March 31, 2016 – Bug reported to Uber
March 31, 2016 – Uber’s team changed status to Triaged
April 5, 2016 – Uber’s team changed status to Resolved
April 13, 2016 – Uber rewarded us with a bounty.

What about profits?

Duplicated vulnerabilities

Triaged/Closed vulnerabilities

Conclusion

This was our first bug bounty program that we really dedicated some time, and we think it had a positive outcome. At the beginning we weren’t too confident with this program because a lot of people had already tested Uber in the private program, but after some time and when we started to find some good vulnerabilities it gave us the drive to continue and see where it could lead us.

For the people who are starting the bug bounty programs, our advice is: never give up or be afraid if it is a big company, just have fun and try to learn as much as possible along the way and in time the profits will come.

As a final note to our article, we want to say that Uber should provide testing accounts to bug hunters.

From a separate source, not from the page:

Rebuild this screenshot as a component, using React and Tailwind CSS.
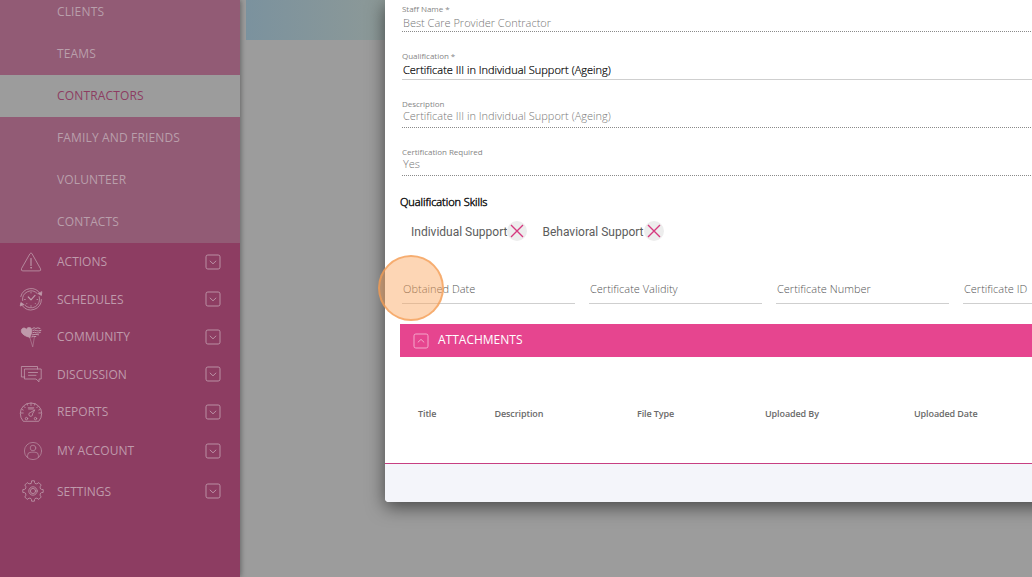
const subItems = ["CLIENTS", "TEAMS", "CONTRACTORS", "FAMILY AND FRIENDS", "VOLUNTEER", "CONTACTS"];

const menuItems = [
  { label: "ACTIONS", icon: ActionsIcon, height: "h-[37px]" },
  { label: "SCHEDULES", icon: SchedulesIcon, height: "h-[38px]", text: "pt-[2px]" },
  { label: "COMMUNITY", icon: CommunityIcon, height: "h-[37px]" },
  { label: "DISCUSSION", icon: DiscussionIcon, height: "h-[38px]", text: "pt-[2px]" },
  { label: "REPORTS", icon: ReportsIcon, height: "h-[37px]" },
  { label: "MY ACCOUNT", icon: AccountIcon, height: "h-[41px]" },
  { label: "SETTINGS", icon: SettingsIcon, height: "h-[40px]", text: "pt-[2px]" },
];

function Icon({ children, className = "" }) {
  return (
    <svg
      width="24"
      height="24"
      viewBox="0 0 24 24"
      fill="none"
      stroke="currentColor"
      strokeWidth="0.8"
      strokeLinecap="round"
      strokeLinejoin="round"
      className={className}
    >
      {children}
    </svg>
  );
}

function ActionsIcon() {
  return (
    <Icon>
      <path d="M11.1 3.5Q12 2.2 12.9 3.5L21.6 18.9Q22.3 20.8 20.2 20.9H3.8Q1.7 20.8 2.4 18.9Z" />
      <path d="M12 8.5V15.5" strokeWidth="1.1" />
      <circle cx="12" cy="17.8" r="0.4" fill="currentColor" />
    </Icon>
  );
}

function SchedulesIcon() {
  return (
    <Icon>
      <path d="M1.8 9.5A10.6 10.6 0 0 1 21.2 6.8M22.4 12.5A10.6 10.6 0 0 1 3.4 18.8" />
      <path d="M19.4 6.8L22.4 8.4L22.8 5ZM1.3 18.6L1.9 15.6L4.7 17.4Z" fill="currentColor" />
      <path d="M3.6 13.5A8.6 8.6 0 0 1 18.4 6.6M20.2 9.6A8.6 8.6 0 0 1 5.8 18.2" />
      <path d="M9.3 10L12 12.8L16 8.4" strokeWidth="1.2" />
      <path d="M12 5.2V6M12 18.6V19.4M5.5 12.5H6.3M18 12.5H18.8M7.3 17L7.9 16.4M16.8 17L16.2 16.4" />
    </Icon>
  );
}

function CommunityIcon() {
  return (
    <Icon>
      <path
        d="M10.8 12.3C6.5 11.4 2.4 9 2.3 5.9C2.2 3 5.6 2 7.3 4.3C8.8 1.5 12.8 2 12.8 5.2C12.8 7.8 12 10.2 10.8 12.3Z"
        fill="currentColor"
      />
      <g strokeWidth="1">
        <path d="M13.6 3.3Q15.3 2 16.8 3.5Q18.5 2.2 21 3.4" />
        <path d="M14 5.4Q15.7 4.5 17.2 5.6Q19.4 6.5 22 5.4" />
        <path d="M13.8 7.6Q15.5 6.7 17.2 7.8Q19.2 8.5 21.4 7.4" />
        <path d="M13.3 9.8Q15.8 8.8 19.6 9.8" />
        <path d="M12.8 11.8Q14.5 11 16.8 11.5" />
      </g>
      <path d="M10.8 12.4L13.6 21.5M15.4 12L13.8 21.5" strokeWidth="0.5" />
    </Icon>
  );
}

function DiscussionIcon() {
  return (
    <Icon>
      <path d="M5.8 15H2.4V4.5H18.5V7" />
      <path d="M5.8 7H22.2V17H20V19.8L17 17H5.8Z" />
      <path d="M9.5 10.5H18.5M9.5 13.3H17" />
    </Icon>
  );
}

function ReportsIcon() {
  return (
    <Icon>
      <path d="M4 21Q1.3 18 1.3 13.3A10.7 10.3 0 0 1 22.7 13.3Q22.7 18 20 21Z" />
      <path d="M12 3V5.5M5 6.5L6.2 7.7M19 6.5L17.8 7.7M1.8 13H4.2M22.2 13H19.8M9.2 7.8H14.8M9.6 9H14.4M8 3.9L8.6 5.2M16 3.9L15.4 5.2M2.9 9.4L4.2 10M21.1 9.4L19.8 10" />
      <path d="M15.5 10L11.3 12.6A1.9 1.9 0 1 0 13.6 14.2Z" />
      <circle cx="7.5" cy="18.6" r="1.2" />
      <circle cx="16.5" cy="18.6" r="1.2" />
    </Icon>
  );
}

function AccountIcon() {
  return (
    <Icon className="ml-[2px] opacity-80">
      <circle cx="12" cy="12" r="8.6" />
      <circle cx="12" cy="9" r="2.8" />
      <path d="M6.6 18.4V16.3Q6.6 13.2 10 13.2H14Q17.4 13.2 17.4 16.3V18.4" />
    </Icon>
  );
}

function SettingsIcon() {
  return (
    <Icon className="ml-[2px]">
      <path d="M10 4.4Q10.6 4 10.6 1.8H13.4Q13.4 4 14 4.4Q15.5 5 16 4.8L17.8 3.6L20.2 6L19.1 7.8Q19 9 19.7 10Q20.2 10.6 22.2 10.6V13.4Q20.2 13.4 19.7 14Q19 15.2 19.1 16.2L20.2 18L17.8 20.4L16 19.2Q15.2 19 14 19.6Q13.4 20 13.4 22.2H10.6Q10.6 20 10 19.6Q8.8 19 8 19.2L6.2 20.4L3.8 18L4.9 16.2Q5 15 4.3 14Q3.8 13.4 1.8 13.4V10.6Q3.8 10.6 4.3 10Q5 8.8 4.9 7.8L3.8 6L6.2 3.6L8 4.8Q9 5 10 4.4Z" />
      <circle cx="12" cy="12" r="4.2" />
      <circle cx="12" cy="12" r="2.6" />
    </Icon>
  );
}

function BoxedChevron({ up = false, className = "" }) {
  return (
    <svg width="16" height="16" viewBox="0 0 16 16" fill="none" stroke="currentColor" strokeWidth="0.9" className={className}>
      <rect x="1" y="1" width="14" height="14" rx="1.8" />
      <path d={up ? "M4.8 9.4L8 6.4L11.2 9.4" : "M4.8 6.8L8 9.8L11.2 6.8"} />
    </svg>
  );
}

function Sidebar() {
  return (
    <aside className="relative z-10 h-full w-[240px] shrink-0 bg-[#8d3d62] text-[12px] text-[#bf9aab] shadow-[1px_0_5px_rgba(0,0,0,0.35)]">
      <ul className="-mt-[9px] bg-[#925b75] tracking-[0.15px] text-[#b99fab]">
        {subItems.map((item) => (
          <li
            key={item}
            className={`flex h-[42px] items-center pl-[57px] ${item === "CONTRACTORS" ? "bg-[#9c9c9c] text-[#8d3d62]" : ""}`}
          >
            {item}
          </li>
        ))}
      </ul>
      <ul>
        {menuItems.map(({ label, icon: ItemIcon, height, text = "" }) => (
          <li key={label} className={`flex items-center pr-[19px] pl-[19px] ${height}`}>
            <span className="w-[38px] shrink-0">
              <ItemIcon />
            </span>
            <span className={`flex-1 ${text}`}>{label}</span>
            <BoxedChevron />
          </li>
        ))}
      </ul>
    </aside>
  );
}

/* Read only fields get the dotted underline */
function Field({ label, value, disabled = true, className = "", valueClass = "" }) {
  return (
    <div
      className={`ml-[17px] border-b ${disabled ? "border-dotted border-[#8a8a8a] text-[#777]" : "border-[#cfcfcf] text-black"} ${className}`}
    >
      <div className="text-[8px] leading-[12px] tracking-[-0.03px] text-[#858585]">{label}</div>
      <div className={`pl-[1px] text-[11px] font-light ${valueClass}`}>{value}</div>
    </div>
  );
}

function Skill({ name }) {
  return (
    <div className="flex items-center font-[Roboto] text-[12px] text-[#5c5c5c]">
      <span className="pt-[2px]">{name}</span>
      <span className="flex size-[20px] items-center justify-center rounded-full bg-[#ededed]">
        <svg width="14" height="14" viewBox="0 0 14 14" stroke="#d6397f" strokeWidth="1.4">
          <path d="M1 1L13 13M13 1L1 13" />
        </svg>
      </span>
    </div>
  );
}

function QualificationModal() {
  return (
    <div className="absolute top-0 left-[385px] z-20 flex h-[502px] w-[680px] flex-col rounded-b-[4px] bg-white shadow-[0_5px_18px_rgba(0,0,0,0.55)]">
      <Field label="Staff Name *" value="Best Care Provider Contractor" className="mt-[3px] h-[29px]" valueClass="leading-[16px]" />
      <Field
        label="Qualification *"
        value="Certificate III in Individual Support (Ageing)"
        disabled={false}
        className="mt-[18px] h-[30px]"
        valueClass="leading-[16px] [-webkit-text-stroke:0.2px_black]"
      />
      <Field label="Description" value="Certificate III in Individual Support (Ageing)" className="mt-[18px] h-[30px]" valueClass="leading-[12px]" />
      <Field label="Certification Required" value="Yes" className="mt-[18px] h-[30px]" valueClass="leading-[12px]" />

      <h3 className="mt-[18px] ml-[15px] text-[11px] leading-[16px] font-light tracking-[-0.05px] text-[#222] [-webkit-text-stroke:0.5px_#222]">
        Qualification Skills
      </h3>
      <div className="mt-[11px] ml-[26px] flex gap-[15px]">
        <Skill name="Individual Support" />
        <Skill name="Behavioral Support" />
      </div>

      <div className="mt-[39px] ml-[17px] flex gap-[14px] text-[11px] font-light text-[#555]">
        {["Obtained Date", "Certificate Validity", "Certificate Number", "Certificate ID"].map((name) => (
          <div key={name} className="h-[24px] w-[173px] shrink-0 border-b border-[#cfcfcf] pl-[1px] leading-[18px]">
            {name}
          </div>
        ))}
      </div>

      <div className="mt-[20px] ml-[15px] flex h-[33px] shrink-0 items-center bg-[#e6458f] pl-[13px] text-[12px] text-white">
        <BoxedChevron up className="mr-[9px] text-[#f6b3d2]" />
        <span className="pb-[2px]">ATTACHMENTS</span>
      </div>
      <div className="mt-[49px] ml-[33px] flex text-[9px] leading-[16px] font-semibold tracking-[-0.1px] text-[#6a6a6a]">
        <span className="w-[76.5px]">Title</span>
        <span className="w-[142.5px]">Description</span>
        <span className="w-[128px]">File Type</span>
        <span className="w-[149px]">Uploaded By</span>
        <span>Uploaded Date</span>
      </div>

      <div className="mt-auto h-[39px] rounded-b-[4px] border-t border-[#c73f82] bg-[#f4f5fa]" />
    </div>
  );
}

export default function App() {
  return (
    <div className="relative flex h-[577px] w-[1032px] overflow-hidden bg-[#9c9c9c] font-['Open_Sans',sans-serif]">
      <Sidebar />
      <main className="flex-1 pl-[6px]">
        <div className="h-[40px] bg-gradient-to-r from-[#7b929e] to-[#8d9997] to-[140px]" />
      </main>
      <QualificationModal />
      {/* Click highlight */}
      <div className="absolute top-[255px] left-[378px] z-30 size-[66px] rounded-full border-[2.5px] border-[#f49b52]/70 bg-[#fba35b]/45" />
    </div>
  );
}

During our tests we did have our accounts being locked due to the nature of our tests and to unlock them, it was a bit of a nightmare. At that moment we tried to talk with Uber support team and they didn’t helped much, so the only thing to do was to try to talk with the security team directly. In this case we have to say that they did help, and much! (A big thank you to all of them).

With this being said, we think that Uber has one of the best bug bounty programs, with great payouts.

From a pentester’s view, the security team takes this program very seriously by trying to resolve all the issues as fast as they can.